→ **SHORT TASK**
Skip the pictures. Set down, word for word, the lines from the start of the material up to and including the line with "PanelLeftClose, User, X".

→ **COLLECTED MATERIAL**
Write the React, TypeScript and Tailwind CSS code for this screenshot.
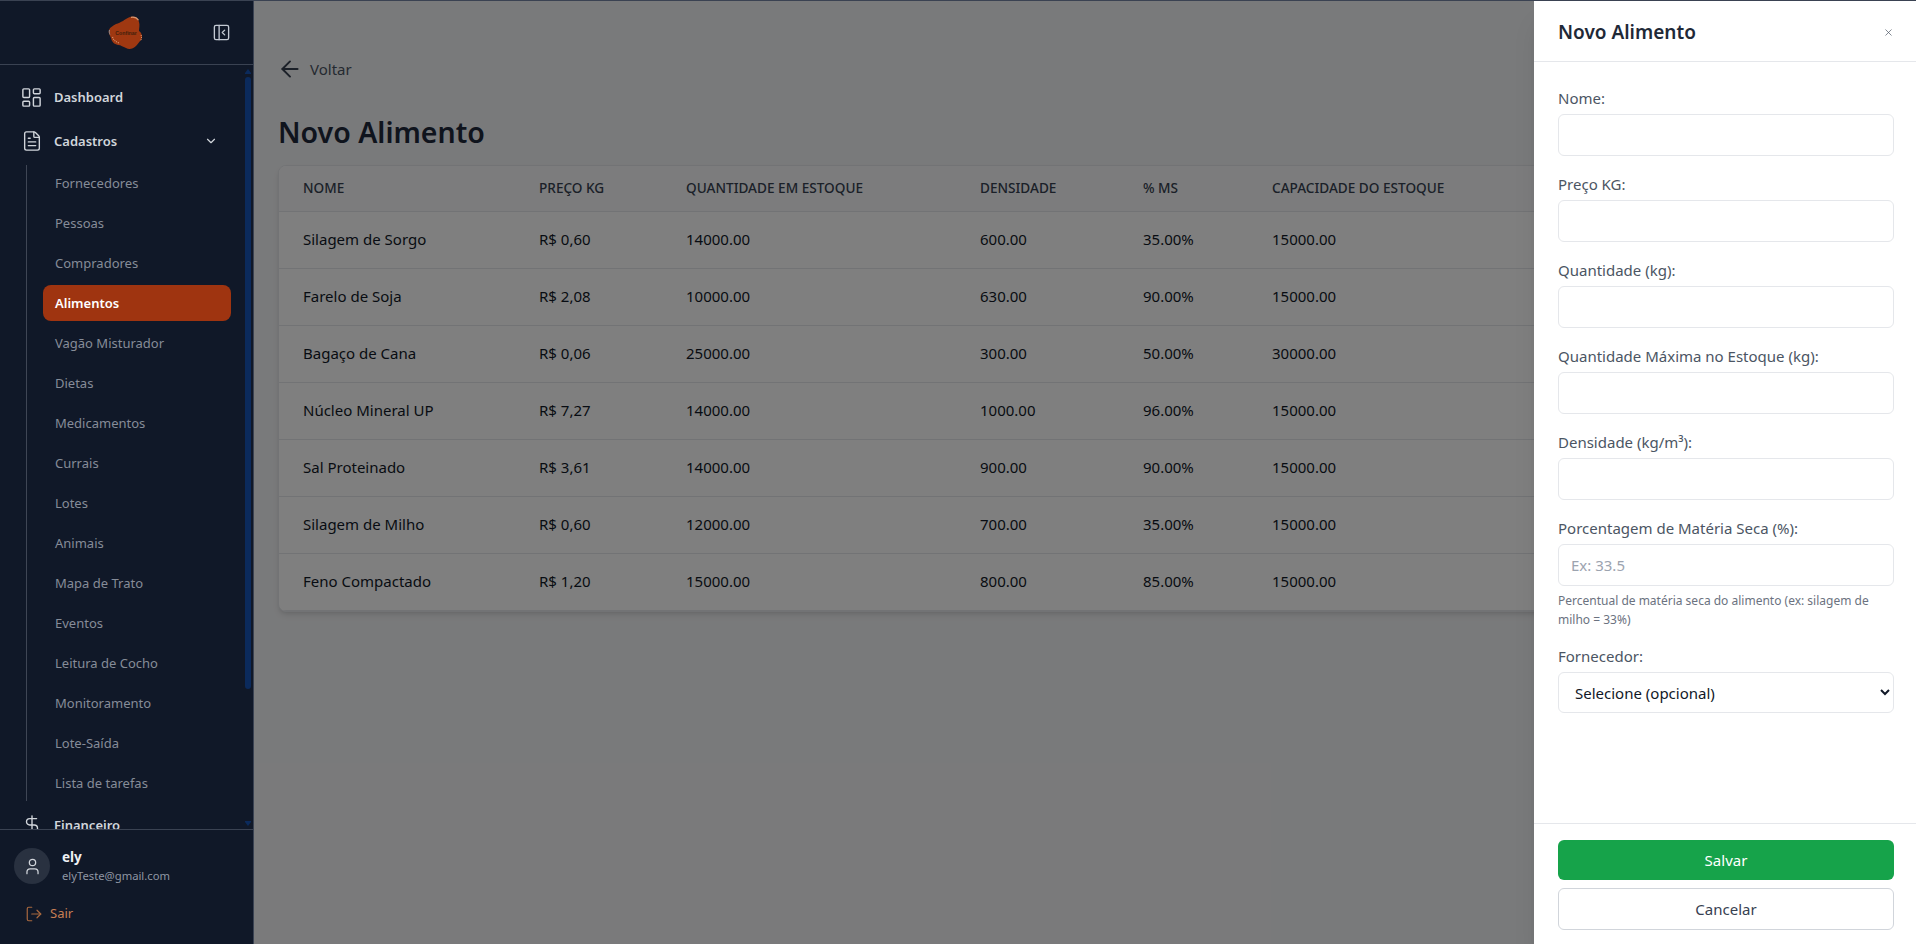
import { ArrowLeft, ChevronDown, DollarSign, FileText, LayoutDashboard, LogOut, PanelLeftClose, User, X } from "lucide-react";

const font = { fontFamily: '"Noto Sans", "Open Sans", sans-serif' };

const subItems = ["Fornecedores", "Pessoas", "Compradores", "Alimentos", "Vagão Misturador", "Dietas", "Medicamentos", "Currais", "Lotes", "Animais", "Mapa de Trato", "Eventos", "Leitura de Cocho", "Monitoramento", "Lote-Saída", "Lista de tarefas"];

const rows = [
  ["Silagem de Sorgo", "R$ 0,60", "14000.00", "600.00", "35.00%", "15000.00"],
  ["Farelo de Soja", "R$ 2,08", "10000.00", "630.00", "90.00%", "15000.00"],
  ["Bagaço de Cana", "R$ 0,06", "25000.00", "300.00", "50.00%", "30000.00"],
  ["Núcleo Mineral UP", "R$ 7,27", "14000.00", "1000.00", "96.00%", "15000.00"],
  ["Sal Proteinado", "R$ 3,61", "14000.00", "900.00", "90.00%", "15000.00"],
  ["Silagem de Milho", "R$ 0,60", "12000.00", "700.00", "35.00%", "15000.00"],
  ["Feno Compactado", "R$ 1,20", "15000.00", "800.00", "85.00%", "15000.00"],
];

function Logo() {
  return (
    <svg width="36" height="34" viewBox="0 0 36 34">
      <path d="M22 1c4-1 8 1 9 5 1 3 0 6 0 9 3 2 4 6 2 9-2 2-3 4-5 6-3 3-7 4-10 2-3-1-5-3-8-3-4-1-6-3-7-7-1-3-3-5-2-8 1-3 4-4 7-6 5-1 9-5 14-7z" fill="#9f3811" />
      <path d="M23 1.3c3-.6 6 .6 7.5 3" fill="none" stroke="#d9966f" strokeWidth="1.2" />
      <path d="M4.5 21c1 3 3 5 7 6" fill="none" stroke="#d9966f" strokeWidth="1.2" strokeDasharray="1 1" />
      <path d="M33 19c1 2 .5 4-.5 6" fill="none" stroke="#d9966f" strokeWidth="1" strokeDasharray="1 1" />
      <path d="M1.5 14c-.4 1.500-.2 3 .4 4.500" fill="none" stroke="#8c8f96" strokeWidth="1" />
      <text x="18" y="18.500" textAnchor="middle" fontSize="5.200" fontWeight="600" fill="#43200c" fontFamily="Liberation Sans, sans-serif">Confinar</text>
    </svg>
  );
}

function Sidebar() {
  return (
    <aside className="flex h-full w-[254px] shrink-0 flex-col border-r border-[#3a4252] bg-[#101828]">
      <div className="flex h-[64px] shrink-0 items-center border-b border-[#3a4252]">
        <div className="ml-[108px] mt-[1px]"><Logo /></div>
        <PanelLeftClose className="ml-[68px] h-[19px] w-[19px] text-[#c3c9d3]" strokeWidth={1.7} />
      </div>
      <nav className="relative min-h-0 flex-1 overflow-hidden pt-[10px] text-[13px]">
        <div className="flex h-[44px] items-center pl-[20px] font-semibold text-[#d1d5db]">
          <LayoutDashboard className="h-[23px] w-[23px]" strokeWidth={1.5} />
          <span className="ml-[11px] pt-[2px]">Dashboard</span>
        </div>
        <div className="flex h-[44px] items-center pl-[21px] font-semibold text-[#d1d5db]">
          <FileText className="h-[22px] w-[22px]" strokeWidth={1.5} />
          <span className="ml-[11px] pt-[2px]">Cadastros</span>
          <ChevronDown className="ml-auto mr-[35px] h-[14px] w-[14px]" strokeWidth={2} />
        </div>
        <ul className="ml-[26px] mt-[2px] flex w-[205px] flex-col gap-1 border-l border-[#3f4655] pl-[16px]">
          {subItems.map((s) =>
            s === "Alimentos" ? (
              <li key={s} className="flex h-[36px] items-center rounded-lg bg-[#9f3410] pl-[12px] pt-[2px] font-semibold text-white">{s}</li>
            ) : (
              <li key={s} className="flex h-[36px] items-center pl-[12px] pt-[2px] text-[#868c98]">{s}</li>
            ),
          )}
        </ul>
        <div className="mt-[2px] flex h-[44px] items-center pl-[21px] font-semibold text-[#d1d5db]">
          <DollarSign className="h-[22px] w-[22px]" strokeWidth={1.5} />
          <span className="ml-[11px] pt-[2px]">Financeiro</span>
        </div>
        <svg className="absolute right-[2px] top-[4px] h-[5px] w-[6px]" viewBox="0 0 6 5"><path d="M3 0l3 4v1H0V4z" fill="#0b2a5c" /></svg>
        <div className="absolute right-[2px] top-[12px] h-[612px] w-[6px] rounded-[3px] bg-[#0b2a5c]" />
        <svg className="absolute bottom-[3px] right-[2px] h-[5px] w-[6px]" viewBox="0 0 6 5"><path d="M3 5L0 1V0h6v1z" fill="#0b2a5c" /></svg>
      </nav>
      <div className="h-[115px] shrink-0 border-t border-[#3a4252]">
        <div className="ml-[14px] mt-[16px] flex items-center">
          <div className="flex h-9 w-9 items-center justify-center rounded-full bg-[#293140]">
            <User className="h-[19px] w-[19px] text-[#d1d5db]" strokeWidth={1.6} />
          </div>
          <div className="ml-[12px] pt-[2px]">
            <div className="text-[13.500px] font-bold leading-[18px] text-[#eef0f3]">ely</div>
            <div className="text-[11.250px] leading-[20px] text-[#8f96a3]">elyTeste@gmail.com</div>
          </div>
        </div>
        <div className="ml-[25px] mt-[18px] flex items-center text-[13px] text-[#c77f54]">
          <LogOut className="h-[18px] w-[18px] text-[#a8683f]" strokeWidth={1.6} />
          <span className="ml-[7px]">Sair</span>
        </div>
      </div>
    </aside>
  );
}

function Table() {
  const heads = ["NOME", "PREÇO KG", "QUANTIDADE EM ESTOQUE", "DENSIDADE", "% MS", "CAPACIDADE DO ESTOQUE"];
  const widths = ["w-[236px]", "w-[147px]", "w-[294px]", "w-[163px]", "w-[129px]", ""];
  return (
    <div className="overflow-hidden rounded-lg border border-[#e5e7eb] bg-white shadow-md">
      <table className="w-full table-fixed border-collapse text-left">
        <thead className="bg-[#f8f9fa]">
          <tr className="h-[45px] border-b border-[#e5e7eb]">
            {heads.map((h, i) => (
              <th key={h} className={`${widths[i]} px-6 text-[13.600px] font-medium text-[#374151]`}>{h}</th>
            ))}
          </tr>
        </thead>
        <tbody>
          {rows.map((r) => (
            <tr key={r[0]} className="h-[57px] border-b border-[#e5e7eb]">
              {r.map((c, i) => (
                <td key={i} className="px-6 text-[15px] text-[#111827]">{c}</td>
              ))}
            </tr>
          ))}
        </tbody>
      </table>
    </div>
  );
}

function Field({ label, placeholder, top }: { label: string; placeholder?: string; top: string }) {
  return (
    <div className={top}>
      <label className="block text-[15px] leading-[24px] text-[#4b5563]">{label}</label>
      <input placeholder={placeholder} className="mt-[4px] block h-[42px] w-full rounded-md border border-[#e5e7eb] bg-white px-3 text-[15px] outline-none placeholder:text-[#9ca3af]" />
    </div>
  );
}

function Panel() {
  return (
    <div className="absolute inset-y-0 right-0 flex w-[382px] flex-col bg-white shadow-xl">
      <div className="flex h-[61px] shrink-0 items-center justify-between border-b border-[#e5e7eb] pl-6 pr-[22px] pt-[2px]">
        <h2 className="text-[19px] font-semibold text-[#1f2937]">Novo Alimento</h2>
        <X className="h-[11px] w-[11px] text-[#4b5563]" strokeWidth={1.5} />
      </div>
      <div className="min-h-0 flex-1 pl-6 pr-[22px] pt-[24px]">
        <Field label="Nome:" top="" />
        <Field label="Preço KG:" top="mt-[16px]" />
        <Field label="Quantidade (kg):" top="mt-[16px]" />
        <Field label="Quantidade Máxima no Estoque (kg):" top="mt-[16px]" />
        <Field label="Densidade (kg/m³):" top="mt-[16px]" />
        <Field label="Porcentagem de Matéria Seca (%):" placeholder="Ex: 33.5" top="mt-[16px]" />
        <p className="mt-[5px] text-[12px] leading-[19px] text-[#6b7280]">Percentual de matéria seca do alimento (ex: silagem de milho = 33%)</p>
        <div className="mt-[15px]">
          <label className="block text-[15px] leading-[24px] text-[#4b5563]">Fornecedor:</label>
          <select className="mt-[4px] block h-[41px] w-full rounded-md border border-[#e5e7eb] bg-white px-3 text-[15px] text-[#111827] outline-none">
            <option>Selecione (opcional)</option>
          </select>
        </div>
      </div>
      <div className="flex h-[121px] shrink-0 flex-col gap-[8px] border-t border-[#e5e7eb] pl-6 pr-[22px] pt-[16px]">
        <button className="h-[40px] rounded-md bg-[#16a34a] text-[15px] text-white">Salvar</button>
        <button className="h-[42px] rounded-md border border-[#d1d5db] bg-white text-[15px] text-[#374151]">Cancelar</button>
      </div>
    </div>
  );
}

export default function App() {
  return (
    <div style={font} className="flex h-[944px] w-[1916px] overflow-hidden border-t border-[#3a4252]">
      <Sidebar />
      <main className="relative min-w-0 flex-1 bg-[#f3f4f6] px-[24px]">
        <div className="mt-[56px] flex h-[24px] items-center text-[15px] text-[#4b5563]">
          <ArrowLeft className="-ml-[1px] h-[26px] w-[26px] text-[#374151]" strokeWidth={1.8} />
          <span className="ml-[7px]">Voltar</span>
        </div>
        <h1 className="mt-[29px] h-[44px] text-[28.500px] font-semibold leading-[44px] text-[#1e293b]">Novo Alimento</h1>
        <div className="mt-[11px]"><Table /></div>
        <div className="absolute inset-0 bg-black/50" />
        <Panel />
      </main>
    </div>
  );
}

→ **TASK OUTPUT**
Write the React, TypeScript and Tailwind CSS code for this screenshot.
import { ArrowLeft, ChevronDown, DollarSign, FileText, LayoutDashboard, LogOut, PanelLeftClose, User, X } from "lucide-react";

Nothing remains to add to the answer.